Stucki, M. Factors related to the change in Swiss inpatient costs by disease: a 6-factor decomposition. Eur J Health Econ 22, 195–221 (2021). https://doi.org/10.1007/s10198-020-01243-3


2 Kommentare

  • Sehr spannende Studie! Warum? Weil sowohl durch die Linse “medical condition” (meines Erachtens die Perspektive, welche aus Sicht Patient wirklich interessiert), als auch durch die Linse “Kostenblock” eine Aufschlüsselung geschieht – so kann das potentielle Problem erkannt und besser isoliert werden. Was jetzt noch interessant wäre: wie sieht die Korrelation zwischen den “Kosten / Tag” und dem “Outcome” aus? Lohnen sich die zusätzlichen Kosten / Tag?

    • Vielen Dank für die positive Rückmeldung zu unserer Studie. Wir teilen Ihre Meinung, wonach eine Aufschlüsselung der Gesundheitsausgaben (bzw. -kosten) nach Krankheiten einen hohen Mehrwert bietet und den bereits bekannten Dimensionen der Kostenerlegung (wie Leistungserbringer und Leistungsbereichen) die für den Patienten wichtigste hinzufügt. Schliesslich wird das Gesundheitssystem aus einem bestimmten Grund aufgesucht – dieser Faktor ist in offiziellen Statistiken nicht enthalten. Wir arbeiten deshalb auch an einer Kostenzerlegung in weiteren Leistungsbereichen, z.B. der ambulanten Versorgung.
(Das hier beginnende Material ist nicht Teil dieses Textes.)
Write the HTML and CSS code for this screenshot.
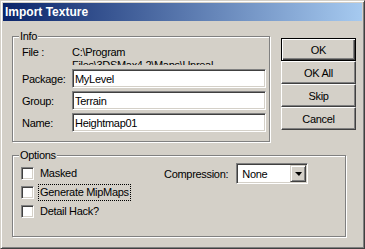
FILE: index.html
```html
<!DOCTYPE html>
<html lang="en">
<head>
    <meta charset="UTF-8">
    <title>Import Texture</title>
    <link rel="stylesheet" href="styles.css">
</head>
<body>
    <div class="window">
        <div class="titlebar">Import Texture</div>

        <div class="dialog">
            <div class="main">
                <fieldset class="group info">
                    <legend>Info</legend>
                    <div class="file-row">
                        <span class="label">File :</span>
                        <div class="file-path">C:\Program Files\3DSMax4.2\Maps\Unreal Tournament\Heightmap01.bmp</div>
                    </div>
                    <div class="field">
                        <span class="label">Package:</span>
                        <input type="text" value="MyLevel">
                    </div>
                    <div class="field">
                        <span class="label">Group:</span>
                        <input type="text" value="Terrain">
                    </div>
                    <div class="field">
                        <span class="label">Name:</span>
                        <input type="text" value="Heightmap01">
                    </div>
                </fieldset>

                <div class="buttons">
                    <button class="default">OK</button>
                    <button>OK All</button>
                    <button>Skip</button>
                    <button>Cancel</button>
                </div>
            </div>

            <fieldset class="group options">
                <legend>Options</legend>
                <div class="options-body">
                    <div class="checks">
                        <div class="check"><span class="box"></span><span class="text">Masked</span></div>
                        <div class="check"><span class="box"></span><span class="text focus">Generate MipMaps</span></div>
                        <div class="check"><span class="box"></span><span class="text">Detail Hack?</span></div>
                    </div>
                    <div class="compression">
                        <span>Compression:</span>
                        <div class="combo">
                            <span class="combo-value">None</span>
                            <span class="combo-btn"><span class="arrow"></span></span>
                        </div>
                    </div>
                </div>
            </fieldset>
        </div>
    </div>
</body>
</html>
```

FILE: styles.css
```css
body {
    margin: 0;
    background-color: #d4d0c8;
    font-family: "Liberation Sans", Arial, sans-serif;
    font-size: 11px;
    letter-spacing: -0.3px;
    color: #000;
}

.window {
    box-sizing: border-box;
    width: 365px;
    height: 249px;
    background-color: #d4d0c8;
    border: 1px solid;
    border-color: #d4d0c8 #404040 #404040 #d4d0c8;
    padding: 2px;
    box-shadow: inset 1px 1px #fff, inset -1px -1px #808080;
}

.titlebar {
    height: 18px;
    line-height: 18px;
    padding-left: 2px;
    color: white;
    font-weight: bold;
    font-size: 12px;
    letter-spacing: 0;
    background: linear-gradient(to right, #0a246a, #a6caf0);
}

.dialog {
    padding: 9px 0 0 9px;
}

.main {
    display: flex;
    align-items: flex-start;
}

.group {
    box-sizing: border-box;
    min-width: 0;
    margin: 0;
    border: 1px solid #808080;
    box-shadow: 1px 1px 0 #fff, inset 1px 1px 0 #fff;
}

.group legend {
    padding: 0 1px;
    line-height: 13px;
    background-color: #d4d0c8;
}

.info {
    width: 258px;
    padding: 3px 2px 9px 6px;
}

.file-row {
    display: flex;
    align-items: flex-start;
    height: 19px;
    overflow: hidden;
    margin: 0 0 4px 3px;
    line-height: 13px;
}

.label {
    width: 50px;
    flex-shrink: 0;
}

.file-path {
    width: 193px;
}

.field {
    display: flex;
    align-items: center;
    margin: 0 0 3px 3px;
}

.field:last-child {
    margin-bottom: 0;
}

.field input {
    box-sizing: border-box;
    width: 194px;
    height: 19px;
    margin: 0;
    padding: 0 2px;
    border: 1px solid;
    border-color: #808080 #fff #fff #808080;
    box-shadow: inset 1px 1px #404040, inset -1px -1px #d4d0c8;
    background: white;
    font: inherit;
    letter-spacing: inherit;
    outline: none;
}

.buttons {
    display: flex;
    flex-direction: column;
    width: 75px;
    margin: 8px 0 0 11px;
}

.buttons button {
    box-sizing: border-box;
    height: 23px;
    margin: 0;
    padding: 0;
    border: 1px solid;
    border-color: #fff #404040 #404040 #fff;
    box-shadow: inset -1px -1px #808080;
    background-color: #d4d0c8;
    font: inherit;
    letter-spacing: inherit;
    color: #000;
}

.buttons button.default {
    border-color: #000;
    box-shadow: inset 1px 1px #fff, inset -1px -1px #404040, inset -2px -2px #808080;
}

.options {
    width: 334px;
    margin-top: 7px;
    padding: 3px 2px 16px 6px;
}

.options-body {
    display: flex;
    align-items: flex-start;
    margin-left: 2px;
}

.checks {
    display: flex;
    flex-direction: column;
    gap: 2px;
    width: 143px;
}

.check {
    display: flex;
    align-items: center;
    height: 17px;
}

.box {
    box-sizing: border-box;
    width: 13px;
    height: 13px;
    border: 1px solid;
    border-color: #808080 #fff #fff #808080;
    box-shadow: inset 1px 1px #404040, inset -1px -1px #d4d0c8;
    background: white;
}

.check .text {
    margin-left: 4px;
    padding: 0 1px;
    line-height: 15px;
    border: 1px solid transparent;
}

.check .text.focus {
    border: 1px dotted #000;
}

.compression {
    display: flex;
    align-items: center;
    height: 17px;
}

.combo {
    box-sizing: border-box;
    display: flex;
    align-items: center;
    justify-content: space-between;
    width: 72px;
    height: 21px;
    margin-left: 8px;
    padding: 1px;
    border: 1px solid;
    border-color: #808080 #fff #fff #808080;
    box-shadow: inset 1px 1px #404040, inset -1px -1px #d4d0c8;
    background: white;
}

.combo-value {
    padding-left: 4px;
}

.combo-btn {
    box-sizing: border-box;
    display: flex;
    align-items: center;
    justify-content: center;
    width: 16px;
    height: 17px;
    border: 1px solid;
    border-color: #d4d0c8 #404040 #404040 #d4d0c8;
    box-shadow: inset 1px 1px #fff, inset -1px -1px #808080;
    background-color: #d4d0c8;
}

.arrow {
    width: 0;
    height: 0;
    border-left: 4px solid transparent;
    border-right: 3px solid transparent;
    border-top: 4px solid #000;
}
```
      Sie sprechen einen weiteren sehr relevanten Punkt an: sind die zusätzlichen Kosten über die Zeit gut investiertes Geld? Wir wissen es leider nicht – wir hatten keine Outcome-Daten zur Verfügung. Es ist beispielsweise nicht bekannt, ob sich die Mortalität der behandelten Patienten über die Zeit verändert hat oder ob die Patienten durch die Behandlung mehr Lebensqualität zurückbekamen. Wir hoffen, dass wir in Zukunft die Ergebnisse der Kostenzerlegung nach Krankheiten mit Outcome-Daten werden verknüpfen können – im Sinne einer «krankheitsspezifischen Kosten-Wirksamkeits-Analyse».